I completed my first week as a full-time independent developer. Things I learned:

1. It’s easier to get solid concentration going in the morning if I work somewhere outside of the home. Concentrating in the afternoon is not as hard at home, especially if I have momentum from the morning. I still need to learn how to get going in the morning at home, though. Coffee shops cost money.

2. Having a broad plan for each day of the week helps. This way, you don’t spend too much time thinking and re-thinking what you should be doing. (I had guessed as much from my experience with meal planning, which severely reduced our decision fatigue.) You also cut career existential doubt out of the loop completely.

3. I can kill ideas that are unlikely to work by starting to plan out the work for it. It might not be a true death, though, as they keep popping back into my head. But at least I didn’t spend time on them.

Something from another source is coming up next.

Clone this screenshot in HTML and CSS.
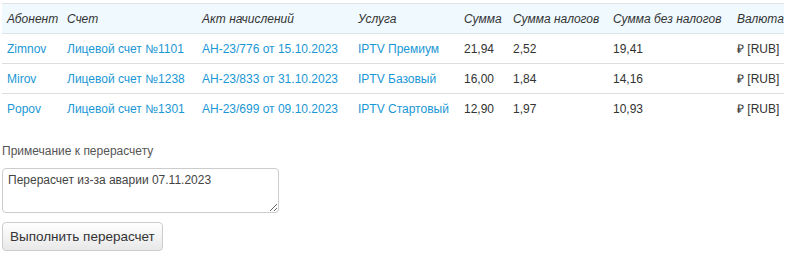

4. I thought I liked listening to podcasts and music while working, but that turns out to only be for work that I have to push myself to start. I think they distract me from my resistance to starting. If I don’t have a problem starting, though, as is the case with a lot of what I worked on this week, podcasts and music are just distracting. The sounds I’ve enjoyed the most this week are near-silence and background chatter that’s busy enough that I can’t distinguish individual conversations.

5. It is really good to have an “American dream”-style weekend in which you don’t expect to do much work and thus are not disappointed when you don’t. When you’re a part-time indie, concerns over whether or not you really are getting as much as you should out of the weekend hover over you like a cartoon stink cloud. They’re a lot easier to dismiss when you know you’ve put in a solid week.